> **EXERCISE TASK**
In this exercise, the entries below include pictures. Repeat exactly the lines from the line with "Write a component" to the line with "string; price: string;", including both, but without the pictures.

> **INPUT DATA**

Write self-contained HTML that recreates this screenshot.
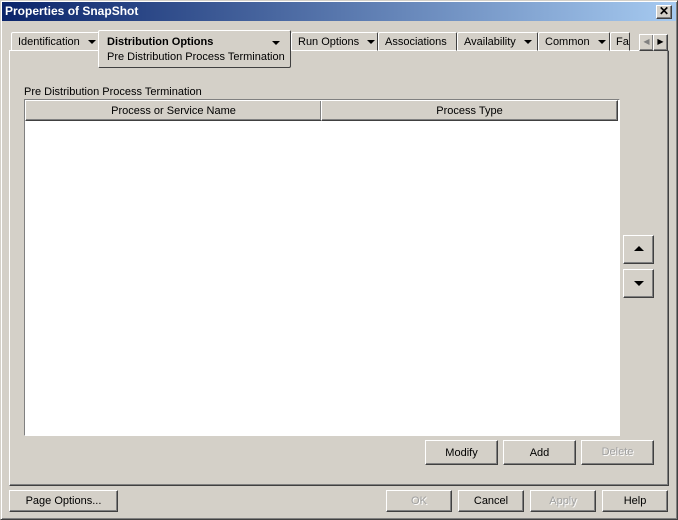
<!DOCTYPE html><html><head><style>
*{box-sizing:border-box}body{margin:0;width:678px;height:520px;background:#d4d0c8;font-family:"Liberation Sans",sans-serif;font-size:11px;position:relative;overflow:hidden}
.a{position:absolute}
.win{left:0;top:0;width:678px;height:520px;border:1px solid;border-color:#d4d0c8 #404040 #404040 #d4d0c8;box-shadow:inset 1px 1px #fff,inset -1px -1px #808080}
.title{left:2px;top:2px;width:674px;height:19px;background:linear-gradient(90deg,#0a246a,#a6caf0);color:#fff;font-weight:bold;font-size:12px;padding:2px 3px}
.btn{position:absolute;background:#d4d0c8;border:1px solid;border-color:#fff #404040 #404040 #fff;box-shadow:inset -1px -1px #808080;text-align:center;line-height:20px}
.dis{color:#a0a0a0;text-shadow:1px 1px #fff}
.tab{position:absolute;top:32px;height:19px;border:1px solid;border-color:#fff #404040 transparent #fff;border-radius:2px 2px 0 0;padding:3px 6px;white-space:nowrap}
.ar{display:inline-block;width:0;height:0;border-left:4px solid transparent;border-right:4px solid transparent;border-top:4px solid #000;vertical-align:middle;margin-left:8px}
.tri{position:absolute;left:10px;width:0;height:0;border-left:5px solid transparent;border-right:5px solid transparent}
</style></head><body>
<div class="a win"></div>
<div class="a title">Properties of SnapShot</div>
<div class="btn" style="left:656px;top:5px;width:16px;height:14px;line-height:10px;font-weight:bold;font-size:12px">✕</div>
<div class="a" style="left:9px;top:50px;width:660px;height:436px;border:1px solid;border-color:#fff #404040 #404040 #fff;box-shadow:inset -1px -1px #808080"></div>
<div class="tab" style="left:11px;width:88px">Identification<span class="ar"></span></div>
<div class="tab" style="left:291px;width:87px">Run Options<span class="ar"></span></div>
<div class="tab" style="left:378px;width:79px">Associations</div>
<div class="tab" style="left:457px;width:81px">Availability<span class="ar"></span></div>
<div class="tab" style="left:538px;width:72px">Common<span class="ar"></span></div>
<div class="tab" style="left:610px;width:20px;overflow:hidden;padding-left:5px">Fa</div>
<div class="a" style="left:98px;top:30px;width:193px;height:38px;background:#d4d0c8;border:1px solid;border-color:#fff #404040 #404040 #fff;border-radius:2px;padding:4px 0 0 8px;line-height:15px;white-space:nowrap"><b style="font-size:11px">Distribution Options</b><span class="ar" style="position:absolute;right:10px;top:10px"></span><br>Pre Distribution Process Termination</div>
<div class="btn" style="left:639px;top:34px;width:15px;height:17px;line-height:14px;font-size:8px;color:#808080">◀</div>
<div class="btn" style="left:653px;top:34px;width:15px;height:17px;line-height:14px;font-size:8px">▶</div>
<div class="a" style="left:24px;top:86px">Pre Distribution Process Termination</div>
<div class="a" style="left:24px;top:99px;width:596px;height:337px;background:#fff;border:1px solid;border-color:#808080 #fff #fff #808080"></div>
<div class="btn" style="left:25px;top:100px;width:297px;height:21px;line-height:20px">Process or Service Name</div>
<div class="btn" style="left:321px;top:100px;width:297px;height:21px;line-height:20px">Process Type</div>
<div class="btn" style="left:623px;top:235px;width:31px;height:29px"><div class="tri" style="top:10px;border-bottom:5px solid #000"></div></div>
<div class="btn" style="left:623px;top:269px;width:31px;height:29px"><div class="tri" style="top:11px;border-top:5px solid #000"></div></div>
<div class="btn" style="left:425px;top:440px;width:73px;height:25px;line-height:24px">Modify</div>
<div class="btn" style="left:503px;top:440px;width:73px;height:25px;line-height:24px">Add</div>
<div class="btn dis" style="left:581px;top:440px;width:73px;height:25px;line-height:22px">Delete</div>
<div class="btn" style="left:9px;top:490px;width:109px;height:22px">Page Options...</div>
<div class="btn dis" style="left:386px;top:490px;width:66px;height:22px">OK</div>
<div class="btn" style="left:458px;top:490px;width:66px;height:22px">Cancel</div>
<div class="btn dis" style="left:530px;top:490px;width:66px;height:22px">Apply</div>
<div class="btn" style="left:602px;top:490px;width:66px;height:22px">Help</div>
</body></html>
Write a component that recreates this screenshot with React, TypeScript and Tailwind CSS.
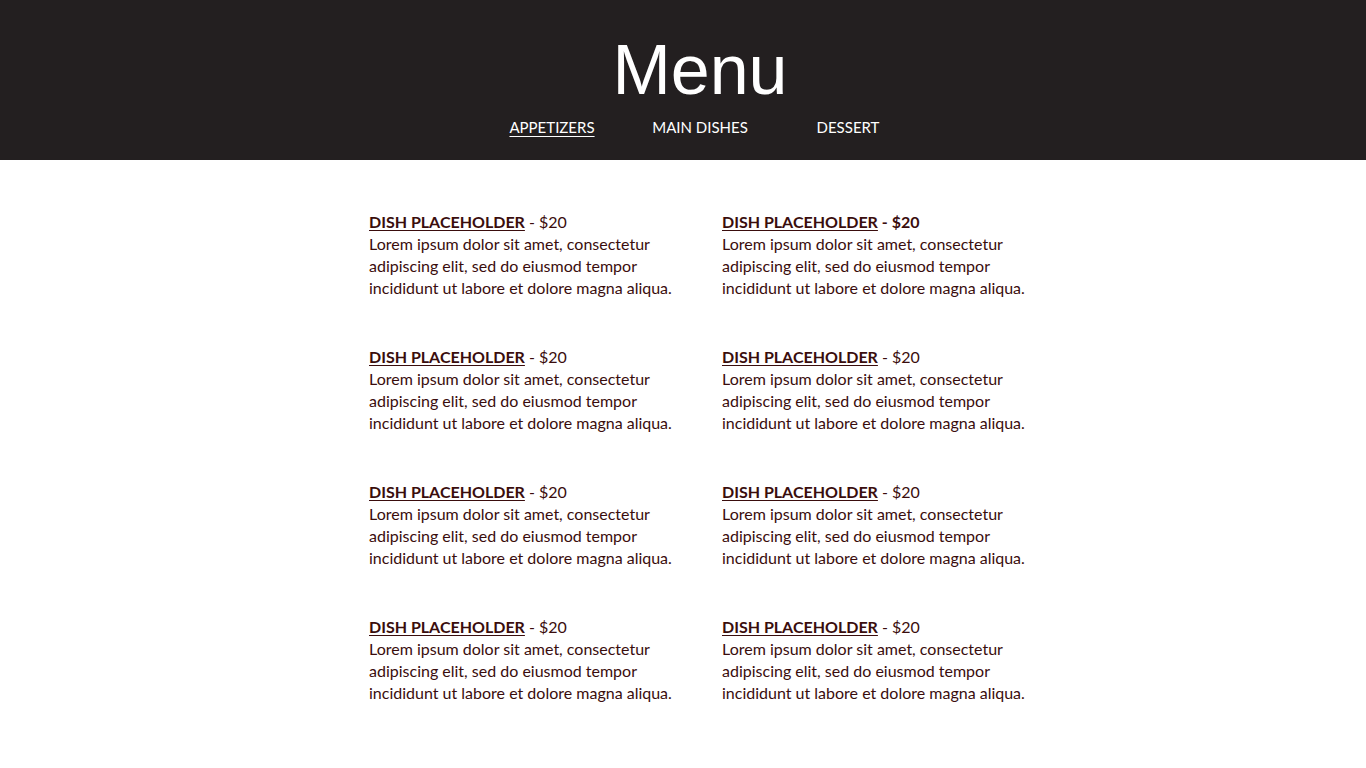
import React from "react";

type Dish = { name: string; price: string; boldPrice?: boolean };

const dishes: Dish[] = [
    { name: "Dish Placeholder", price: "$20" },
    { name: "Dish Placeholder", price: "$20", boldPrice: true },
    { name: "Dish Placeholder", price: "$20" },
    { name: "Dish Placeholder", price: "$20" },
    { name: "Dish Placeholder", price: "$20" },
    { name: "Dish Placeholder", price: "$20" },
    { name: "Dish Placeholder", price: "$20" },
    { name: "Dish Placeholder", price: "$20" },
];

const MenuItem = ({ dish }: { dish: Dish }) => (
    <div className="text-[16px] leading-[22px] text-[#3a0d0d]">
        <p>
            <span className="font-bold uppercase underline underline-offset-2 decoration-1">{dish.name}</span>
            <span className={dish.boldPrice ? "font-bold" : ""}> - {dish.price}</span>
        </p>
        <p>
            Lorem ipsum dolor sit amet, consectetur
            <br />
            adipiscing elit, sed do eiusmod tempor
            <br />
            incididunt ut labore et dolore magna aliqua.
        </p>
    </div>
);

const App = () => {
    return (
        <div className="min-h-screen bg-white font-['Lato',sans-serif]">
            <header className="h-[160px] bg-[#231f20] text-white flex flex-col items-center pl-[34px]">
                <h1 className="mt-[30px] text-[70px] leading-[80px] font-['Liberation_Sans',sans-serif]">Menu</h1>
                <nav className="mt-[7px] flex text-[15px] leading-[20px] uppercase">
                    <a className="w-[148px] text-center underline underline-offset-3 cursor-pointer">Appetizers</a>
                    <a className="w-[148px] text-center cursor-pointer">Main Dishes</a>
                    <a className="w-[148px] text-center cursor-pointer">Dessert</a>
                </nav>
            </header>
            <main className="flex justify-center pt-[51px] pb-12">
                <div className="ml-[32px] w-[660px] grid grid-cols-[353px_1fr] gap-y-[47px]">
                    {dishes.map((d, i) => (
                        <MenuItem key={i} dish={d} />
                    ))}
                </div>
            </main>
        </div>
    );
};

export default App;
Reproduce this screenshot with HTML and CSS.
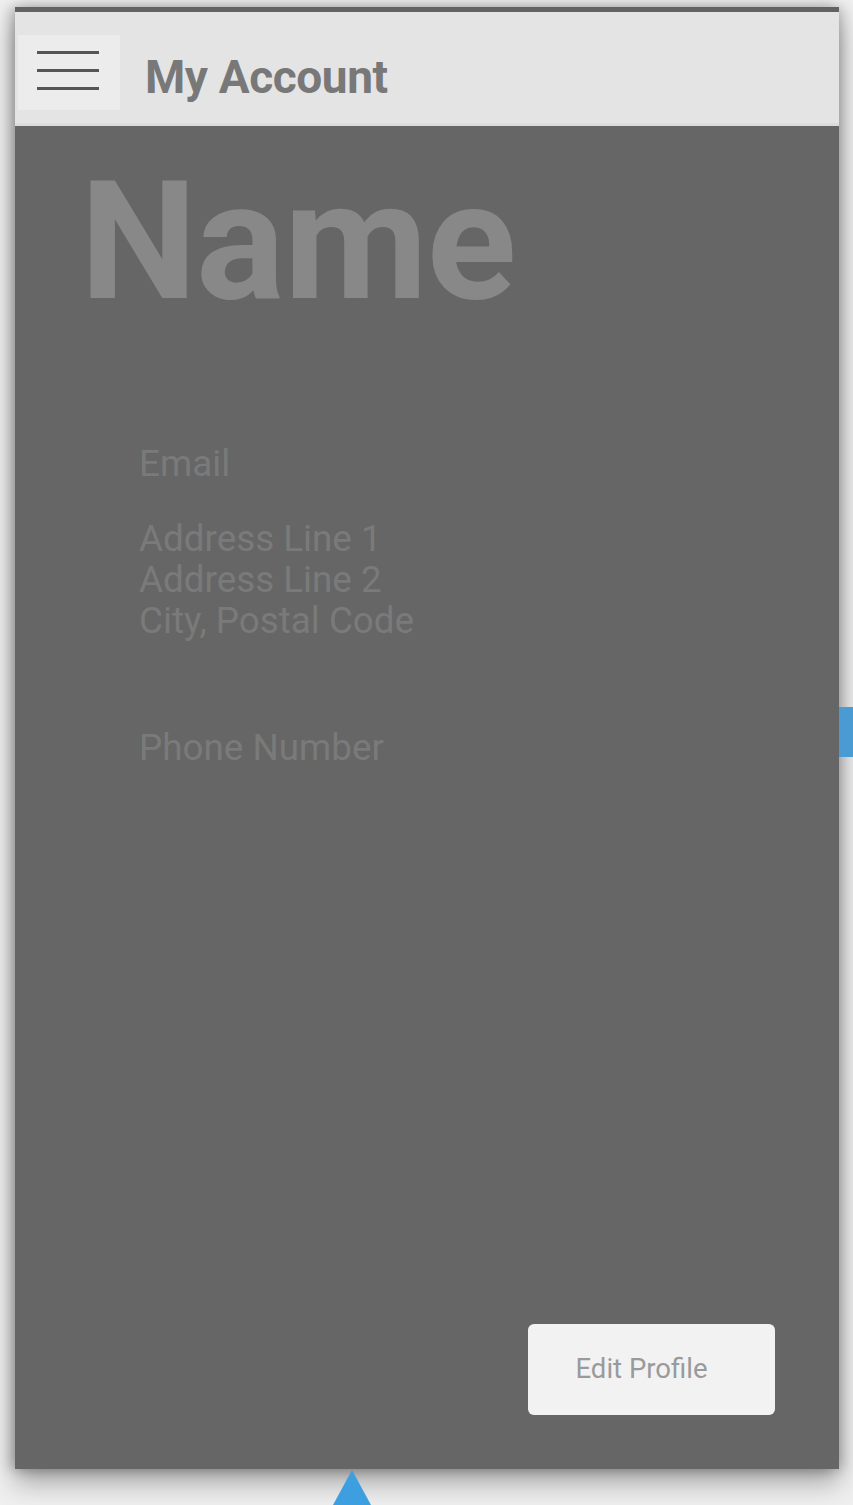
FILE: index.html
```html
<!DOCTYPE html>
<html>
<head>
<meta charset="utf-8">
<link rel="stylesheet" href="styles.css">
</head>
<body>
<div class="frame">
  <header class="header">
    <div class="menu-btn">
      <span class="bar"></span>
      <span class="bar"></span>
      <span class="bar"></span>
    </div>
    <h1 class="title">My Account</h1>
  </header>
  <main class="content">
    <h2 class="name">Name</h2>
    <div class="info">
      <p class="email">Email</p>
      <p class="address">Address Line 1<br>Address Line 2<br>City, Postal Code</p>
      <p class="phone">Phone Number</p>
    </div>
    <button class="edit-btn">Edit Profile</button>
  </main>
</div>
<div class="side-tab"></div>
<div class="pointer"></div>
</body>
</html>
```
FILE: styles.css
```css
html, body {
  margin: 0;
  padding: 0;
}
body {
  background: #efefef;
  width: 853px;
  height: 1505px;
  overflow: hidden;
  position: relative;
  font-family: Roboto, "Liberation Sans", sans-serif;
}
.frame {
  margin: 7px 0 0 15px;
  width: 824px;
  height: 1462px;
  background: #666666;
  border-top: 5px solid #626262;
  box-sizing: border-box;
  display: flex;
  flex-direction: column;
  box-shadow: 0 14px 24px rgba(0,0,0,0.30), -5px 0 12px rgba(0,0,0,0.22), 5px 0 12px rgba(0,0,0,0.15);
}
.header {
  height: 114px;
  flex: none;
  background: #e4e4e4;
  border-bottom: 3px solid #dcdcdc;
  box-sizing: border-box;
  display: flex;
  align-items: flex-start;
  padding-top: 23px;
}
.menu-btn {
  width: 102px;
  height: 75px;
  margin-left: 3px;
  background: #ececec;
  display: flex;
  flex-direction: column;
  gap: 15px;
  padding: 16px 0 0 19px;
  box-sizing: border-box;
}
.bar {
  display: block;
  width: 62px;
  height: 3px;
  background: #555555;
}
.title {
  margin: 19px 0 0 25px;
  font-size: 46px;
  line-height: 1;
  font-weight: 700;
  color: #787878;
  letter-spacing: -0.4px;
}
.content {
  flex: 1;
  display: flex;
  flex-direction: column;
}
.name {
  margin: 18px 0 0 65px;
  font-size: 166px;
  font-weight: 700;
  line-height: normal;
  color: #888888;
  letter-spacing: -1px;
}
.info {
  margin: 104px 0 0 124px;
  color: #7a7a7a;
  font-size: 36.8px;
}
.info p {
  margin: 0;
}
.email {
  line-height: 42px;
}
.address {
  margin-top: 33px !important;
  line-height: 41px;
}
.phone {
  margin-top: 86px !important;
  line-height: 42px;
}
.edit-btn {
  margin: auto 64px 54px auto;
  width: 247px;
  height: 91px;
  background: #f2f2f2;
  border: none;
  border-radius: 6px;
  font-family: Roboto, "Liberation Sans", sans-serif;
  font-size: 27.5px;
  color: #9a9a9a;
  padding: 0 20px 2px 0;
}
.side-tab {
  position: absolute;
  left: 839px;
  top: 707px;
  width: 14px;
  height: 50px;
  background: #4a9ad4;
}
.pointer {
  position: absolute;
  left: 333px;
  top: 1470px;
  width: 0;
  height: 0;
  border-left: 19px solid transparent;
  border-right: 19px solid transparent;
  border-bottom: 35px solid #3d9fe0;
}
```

> **EXERCISE RESPONSE**
Write a component that recreates this screenshot with React, TypeScript and Tailwind CSS.
import React from "react";

type Dish = { name: string; price: string; boldPrice?: boolean };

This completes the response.